_SUPPLIED DATA_
▼

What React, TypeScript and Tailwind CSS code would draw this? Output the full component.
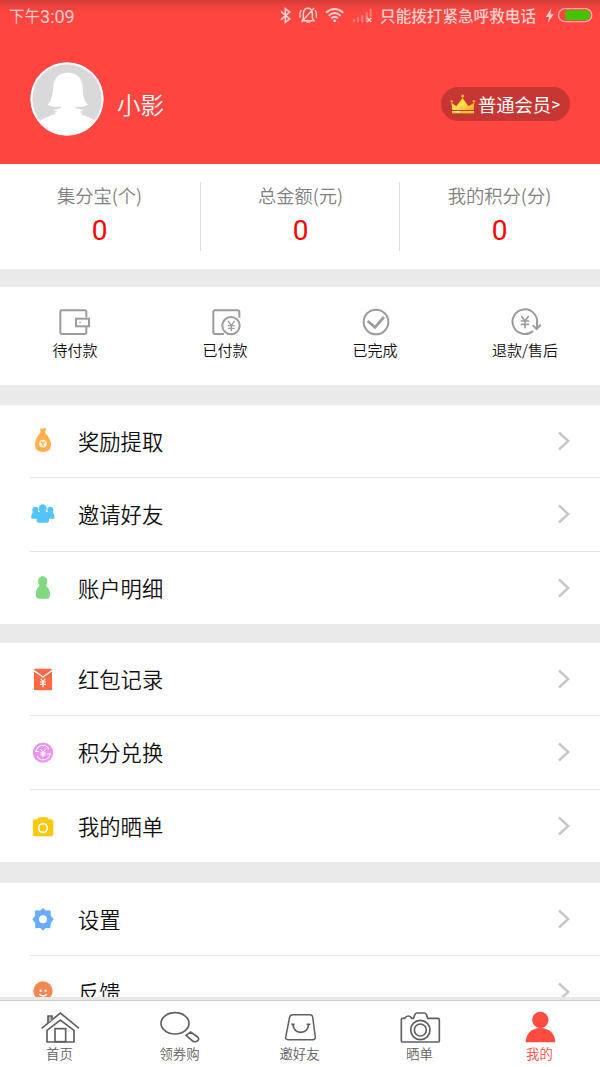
import type { ReactNode } from "react";

function StatusBar() {
  return (
    <div className="flex h-8 items-center pl-[9px] pr-[7px] text-[#ffcfcd]">
      <span className="text-[15.5px] font-normal">下午</span>
      <span className="font-['Roboto',sans-serif] text-[18px] font-normal">3:09</span>
      <svg className="ml-auto h-8 w-[96px]" viewBox="28 0 288 96" fill="none" stroke="currentColor">
        <path strokeWidth="5" d="M34 34 L60 57 L47 67 V26 L60 36 L34 59" />
        <g strokeWidth="4.5">
          <path d="M99 62 H133 L128 54 V39 Q126 25 115 25 Q103 25 101 39 V54 L97 62 M133 24 L96 66" />
          <path d="M91 37 V53 M140 37 V53 M95 30 L91 37 M136 30 L140 37" strokeWidth="4" />
          <path d="M110 66 H122" />
        </g>
        <g strokeWidth="6">
          <path d="M169 38 Q195 16 221 38" />
          <path d="M177 47 Q195 31 213 47" />
          <path d="M185 55 Q195 46 205 55" />
        </g>
        <circle cx="195" cy="62" r="4.5" fill="currentColor" stroke="none" />
        <g strokeWidth="6" opacity=".42">
          <path d="M253 67 V57 M265 67 V52 M278 67 V45 M291 67 V37 M303 50 V27" />
        </g>
        <path strokeWidth="4.5" d="M292 53 L305 66 M305 53 L292 66" />
      </svg>
      <span className="ml-[5px] text-[15.6px] font-medium">只能拨打紧急呼救电话</span>
      <svg className="ml-[7px] h-8 w-[50px]" viewBox="819 0 150 96" fill="none">
        <path d="M844 25 L827 51 H837 L833 69 L851 43 H841 Z" fill="#ffcfcd" />
        <rect x="865.5" y="26" width="100" height="39" rx="19.5" stroke="#ffaba7" strokeWidth="4" />
        <path d="M886 31 H950 Q961 34 961 45.5 Q961 57 950 60 H886 Z" fill="#46c300" />
      </svg>
    </div>
  );
}

function Avatar() {
  return (
    <svg className="mt-[2px] h-[74px] w-[74px] shrink-0" viewBox="91 187 222 222">
      <defs>
        <clipPath id="avatar">
          <circle cx="202" cy="298" r="106" />
        </clipPath>
      </defs>
      <circle cx="202" cy="298" r="110" fill="#fff" />
      <circle cx="202" cy="298" r="104" fill="#d9d9d9" />
      <path
        clipPath="url(#avatar)"
        fill="#fff"
        d="M144 315 Q158 304 160 268 Q162 219 204 219 Q247 219 249 266 Q250 302 265 315 Q252 322 228 321 L226 325 Q240 328 252 331 L239 338 L249 340 L243 344 Q276 354 292 368 L290 410 H110 L116 366 Q136 352 169 343 L163 339 L174 337 L161 331 Q174 328 184 325 L183 321 Q156 323 144 315 Z"
      />
    </svg>
  );
}

function Crown() {
  return (
    <svg className="h-5 w-[26px]" viewBox="540 283 78 60">
      <defs>
        <linearGradient id="gold" x1="0" x2="1" y1="0" y2="1">
          <stop offset="0" stopColor="#ffd93a" />
          <stop offset=".5" stopColor="#ffe14a" />
          <stop offset="1" stopColor="#f2a51d" />
        </linearGradient>
      </defs>
      <path d="M544 309 L559 320 L578 295 L595 320 L613 309 L611 331 H547 Z" fill="url(#gold)" />
      <rect x="546" y="334" width="66" height="7" fill="#f9c92c" />
      <path d="M556 337 L563 333 L572 337 L563 340 Z" fill="#fff6c8" />
      <circle cx="545" cy="305" r="4" fill="#f9a83a" />
      <circle cx="578" cy="289" r="4.5" fill="#f9b93a" />
      <circle cx="612" cy="305" r="4" fill="#f9a83a" />
    </svg>
  );
}

function Stat({ label }: { label: string }) {
  return (
    <div className="flex w-[199px] flex-col items-center">
      <span className="text-[18.3px] leading-[26px] text-[#808080]">{label}</span>
      <span className="mt-[7px] font-['Roboto',sans-serif] text-[28px] font-normal leading-[32px] text-[#f00]">0</span>
    </div>
  );
}

function Order({ label, viewBox, children }: { label: string; viewBox: string; children: ReactNode }) {
  return (
    <div className="flex w-[150px] flex-col items-center">
      <svg className="h-[34px] w-[150px]" viewBox={viewBox} fill="none" stroke="#9c9c9c" strokeWidth="6">
        {children}
      </svg>
      <span className="mt-px text-[15px] leading-[22px] text-[#111]">{label}</span>
    </div>
  );
}

function Row({ label, viewBox, last, children }: { label: string; viewBox: string; last?: boolean; children: ReactNode }) {
  return (
    <div
      className={
        last
          ? "ml-[30px] flex h-[72.4px] shrink-0 items-center"
          : "ml-[30px] flex h-[73.3px] shrink-0 items-center border-b border-[#e4e4e4]"
      }
    >
      <svg className="h-[30px] w-[26px]" viewBox={viewBox} fill="none">
        {children}
      </svg>
      <span className="ml-[22px] text-[21.3px] leading-[30px] text-[#111]">{label}</span>
      <svg className="ml-auto mr-[29px] h-5 w-[14px]" viewBox="0 0 14 20" fill="none">
        <path d="M2 1.5 L11.2 10 L2 18.5" stroke="#c7c7cb" strokeWidth="2.4" />
      </svg>
    </div>
  );
}

function Tab({ label, viewBox, active, children }: { label: string; viewBox: string; active?: boolean; children: ReactNode }) {
  return (
    <div className={active ? "flex w-[120px] flex-col items-center text-[#ff4c41]" : "flex w-[120px] flex-col items-center text-[#606060]"}>
      <svg className="h-9 w-[120px]" viewBox={viewBox} fill="none" stroke="currentColor" strokeWidth="5">
        {children}
      </svg>
      <span className="-mt-px mr-px text-[13.4px] leading-5">{label}</span>
    </div>
  );
}

export default function App() {
  return (
    <div className="flex h-[1067px] w-[600px] flex-col overflow-hidden bg-white font-['Noto_Sans_CJK_SC',sans-serif] font-[350]">
      <main className="flex min-h-0 flex-1 flex-col overflow-hidden bg-[#eaeaea]">
        <header className="h-[164px] shrink-0 bg-[#fe453f] bg-[linear-gradient(180deg,#d13c37_0px,#ee423c_6px,#fe453f_13px)]">
          <StatusBar />
          <div className="flex h-[132px] items-center pl-[30px] pr-[30px] text-white">
            <Avatar />
            <span className="ml-[13px] mt-[12px] text-[23.5px] leading-8">小影</span>
            <div className="ml-auto mt-3 flex h-[34px] w-[129px] items-center rounded-full bg-[#c63733] pl-[9px]">
              <Crown />
              <span className="-mt-px ml-[2px] text-[18.3px] font-normal leading-7">普通会员</span>
              <span className="font-['Roboto',sans-serif] text-[17px] font-normal leading-7">&gt;</span>
            </div>
          </div>
        </header>

        <section className="flex h-[105px] shrink-0 bg-white pt-[18px]">
          <Stat label="集分宝(个)" />
          <div className="ml-px h-[69px] w-px bg-[#ddd]" />
          <Stat label="总金额(元)" />
          <div className="-ml-px h-[69px] w-px bg-[#ddd]" />
          <Stat label="我的积分(分)" />
        </section>

        <section className="mt-[18px] flex h-[98px] shrink-0 bg-white pt-[17px]">
          <Order label="待付款" viewBox="0 419 450 102">
            <path d="M259 459 V443 Q259 438 254 438 H186 Q181 438 181 443 V504 Q181 509 186 509 H254 Q259 509 259 504 V488" />
            <rect x="228" y="463" width="39" height="23" />
            <circle cx="240" cy="474" r="2.5" fill="#9c9c9c" stroke="none" />
          </Order>
          <Order label="已付款" viewBox="450 419 450 102">
            <path d="M718 460 V443 Q718 438 713 438 H645 Q640 438 640 443 V504 Q640 509 645 509 H672" />
            <circle cx="693" cy="484" r="26" />
            <path strokeWidth="4" d="M684 470 L694 483 L704 470 M694 483 V501 M684 484 H704 M684 492 H704" />
          </Order>
          <Order label="已完成" viewBox="0 419 450 102">
            <circle cx="228" cy="473" r="37" />
            <path strokeWidth="8" d="M203 470 L225 489 L252 458" />
          </Order>
          <Order label="退款/售后" viewBox="450 419 450 102">
            <path d="M699 500 A37 37 0 1 1 711 479" />
            <path d="M711 470 V492 M698 483 L710 494 L722 481" />
            <path strokeWidth="5" d="M664 455 L675 470 L686 455 M675 469 V492 M662 470 H688 M662 480 H688" />
          </Order>
        </section>

        <section className="mt-5 flex shrink-0 flex-col bg-white">
          <Row label="奖励提取" viewBox="90 79 78 90">
            <path fill="#ffb04c" d="M121 86 L128 87 L134 84 L139 88 L136 95 L135 99 Q153 117 153 136 Q153 157 129 157 Q105 157 105 136 Q105 117 121 99 Z" />
            <circle cx="129" cy="132" r="11.5" fill="#fff2df" />
            <path d="M123 125 L129 132 L135 125 M129 132 V139" stroke="#ffb04c" strokeWidth="4" />
          </Row>
          <Row label="邀请好友" viewBox="90 298 78 90">
            <g fill="#54c5fb">
              <ellipse cx="106" cy="331" rx="9" ry="10" />
              <ellipse cx="151" cy="331" rx="9" ry="10" />
              <path d="M99 337 H121 V357 H94 V348 Q95 341 99 337 Z M136 337 H158 Q163 342 163 350 V357 H136 Z" />
              <ellipse cx="128" cy="327" rx="12" ry="13" />
              <path d="M121 336 H136 Q147 342 147 355 V363 Q147 369 140 369 H117 Q110 369 110 363 V355 Q110 342 121 336 Z" />
            </g>
          </Row>
          <Row label="账户明细" viewBox="90 517 78 90" last>
            <g fill="#82d982">
              <ellipse cx="128" cy="542" rx="14" ry="15" />
              <path d="M118 548 Q120 555 116 558 Q107 566 107 582 Q107 594 120 594 H138 Q150 594 150 582 Q150 566 141 558 Q137 555 139 548 Z" />
            </g>
          </Row>
        </section>

        <section className="mt-[19px] flex shrink-0 flex-col bg-white">
          <Row label="红包记录" viewBox="90 75 78 90">
            <rect x="102" y="89" width="54" height="65" rx="4" fill="#ff6945" />
            <path d="M102 95 L129 114 L156 95" stroke="#fff" strokeWidth="4" />
            <path d="M122 119 L129 128 L136 119 M129 128 V145 M120 129 H138 M120 136 H138" stroke="#fff" strokeWidth="3.5" />
          </Row>
          <Row label="积分兑换" viewBox="90 294 78 90">
            <circle cx="129" cy="341" r="30.5" fill="#e796ed" />
            <path d="M107 338 A22 22 0 0 1 145 326 V332 M151 344 A22 22 0 0 1 113 356 V350 M106 337 H117 M152 345 H141" stroke="#fff" strokeWidth="3" />
            <path d="M122 331 L129 341 L136 331 M129 341 V354 M121 342 H137 M121 348 H137" stroke="#fff" strokeWidth="3" />
          </Row>
          <Row label="我的晒单" viewBox="90 513 78 90" last>
            <path fill="#ffc808" d="M107 538 H113 L117 532 H142 L146 538 H152 Q160 538 160 546 V581 Q160 589 152 589 H107 Q99 589 99 581 V546 Q99 538 107 538 Z" />
            <circle cx="129" cy="564" r="13" stroke="#fff" strokeWidth="5" />
          </Row>
        </section>

        <section className="mt-[21px] flex shrink-0 flex-col bg-white">
          <Row label="设置" viewBox="90 104 78 90">
            <path
              fill="#67adff"
              stroke="#67adff"
              strokeWidth="5"
              strokeLinejoin="round"
              d="M129 119 L137 127 L149 125 L150 140 L158 150 L150 160 L149 174 L137 173 L129 181 L121 173 L108 174 L108 160 L100 150 L108 140 L108 125 L121 127 Z"
            />
            <circle cx="129" cy="150" r="12" fill="#fff" />
          </Row>
          <Row label="反馈" viewBox="90 324 78 90">
            <circle cx="129" cy="366" r="29" fill="#f58650" />
            <circle cx="122" cy="365" r="3.5" fill="#fff" />
            <circle cx="137" cy="365" r="3.5" fill="#fff" />
            <path d="M117 376 Q129 386 141 376" stroke="#fff" strokeWidth="4" />
          </Row>
        </section>
      </main>

      <nav className="flex h-[70px] shrink-0 border-t-[3px] border-[#e6e8e9] bg-white">
        <div className="flex w-[600px] border-t border-[#c9cbcd] pt-[7px]">
          <Tab label="首页" viewBox="0 414 360 108">
            <path d="M125 475 L181 429 L237 475" />
            <path d="M144 459 V438 H156 V449" fill="#bbb" />
            <path d="M141 516 V481 L181 450 L222 481 V516 Z" />
            <rect x="165" y="476" width="32" height="39" />
          </Tab>
          <Tab label="领券购" viewBox="360 414 360 108">
            <ellipse cx="525" cy="460" rx="42" ry="32" />
            <path d="M558 496 L572 486 L593 501 Q599 507 593 512 Q586 518 578 513 Z" />
          </Tab>
          <Tab label="邀好友" viewBox="720 414 360 108">
            <path strokeWidth="4.5" d="M879 434 H930 Q937 434 938 441 L946 502 Q946 509 939 509 H864 Q856 509 857 502 L869 441 Q870 434 879 434 Z" />
            <path d="M879 464 Q882 487 902 487 Q923 487 926 464 M874 463 H884 M920 463 H931" />
          </Tab>
          <Tab label="晒单" viewBox="180 414 360 108">
            <path d="M307 445 H314 Q318 438 325 438 Q332 438 335 445 H340 L345 433 Q347 429 351 429 H373 Q377 429 379 433 L383 445 H414 Q418 445 418 449 V512 Q418 516 414 516 H308 Q304 516 304 512 V449 Q304 445 307 445 Z" />
            <circle cx="361" cy="480" r="29" />
            <circle cx="361" cy="480" r="18" />
          </Tab>
          <Tab label="我的" viewBox="540 414 360 108" active>
            <g fill="currentColor" stroke="none">
              <circle cx="721" cy="450" r="24.5" />
              <path d="M677 517 Q679 476 721 474 Q764 476 766 517 Z" />
            </g>
          </Tab>
        </div>
      </nav>
    </div>
  );
}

▲

_TASK DIRECTIONS_
Identify every line above that includes the word "full", and show those lines.

_SOLUTION TO THIS EXERCISE_
What React, TypeScript and Tailwind CSS code would draw this? Output the full component.
            <div className="ml-auto mt-3 flex h-[34px] w-[129px] items-center rounded-full bg-[#c63733] pl-[9px]">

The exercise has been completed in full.